Schläfst Du jetzt? Oder liest Du noch, was ich verurteilen würde? Oder bist Du gar noch auf einer Probe, was ich schon gar nicht hoffen will. Es ist nach meiner immer bummelnden, niemals aber verdorbenen Uhr in 7 Minuten ein Uhr. Merke, du mußt mehr schlafen als andere Menschen, denn ich schlafe ein wenig, nicht viel weniger als der Durchschnitt. Und ich weiß mir keinen bessern Ort, um meinen ungenützten Anteil am allgemeinen Schlaf aufzubewahren, als Deine lieben Augen.
Und bitte keine wüsten Träume! Ich mache in Gedanken einen Rundgang um Dein Bett und befehle Stille. Und nachdem ich hier Ordnung gemacht und vielleicht noch einen Betrunkenen aus der Immanuelkirchstraße gedrängt habe, kehre ich, ordentlicher auch in mir, zu meinem Schreiben oder vielleicht gar schon zum Schlaf zurück.
Schreib mir doch immer, Liebste, was Du zur beiläufigen Zeit meiner Briefe beiläufig gemacht hast. Ich werde danach dann meine Ahnungen kontrollieren. Du wirst nach Möglichkeit die Tatsachen meinen Ahnungen nähern und wäre es dann so unglaublich, dass sie beide endlich nach vielen Proben zusammentreffen und eine einzige große Wirklichkeit werden, derer man immer sicher ist. - Jetzt schlägt es also 1 vom Turm genau nach der Prager Zeit.

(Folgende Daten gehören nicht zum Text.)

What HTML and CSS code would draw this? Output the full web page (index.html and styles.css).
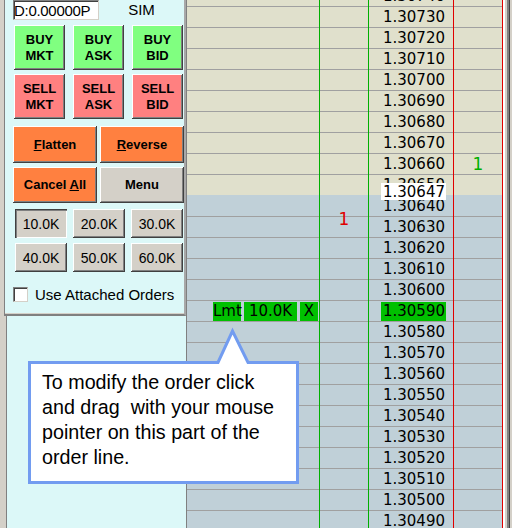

Adieu, Felice, adieu! Wie kamst Du zu dem Namen? Und flieg mir nicht fort! fällt mir irgendwie ein, vielleicht durch das Wort "Adieu", das solche Flugkraft hat. Es müßte ja, denke ich mir, ein ausnehmendes Vergnügen sein, in die Höhe wegzufliegen, wenn man dadurch ein schweres Gewicht loswerden kann, das an einem hängt, wie ich an Dir. Laß Dich nicht verlocken durch die Erleichterung, die winkt. Bleib in der Täuschung, dass Du mich nötig hast. Denke Dich noch tiefer hinein. Denn sieh, Dir schadet es doch nichts, willst Du mich einmal los sein, so wirst Du immer genug Kräfte haben, es auch zu werden, mir aber hast Du in der Zwischenzeit ein Geschenk gemacht, wie ich es in diesem Leben zu finden auch nicht geträumt habe. So ist es, und wenn Du auch im Schlaf den Kopf schüttelst.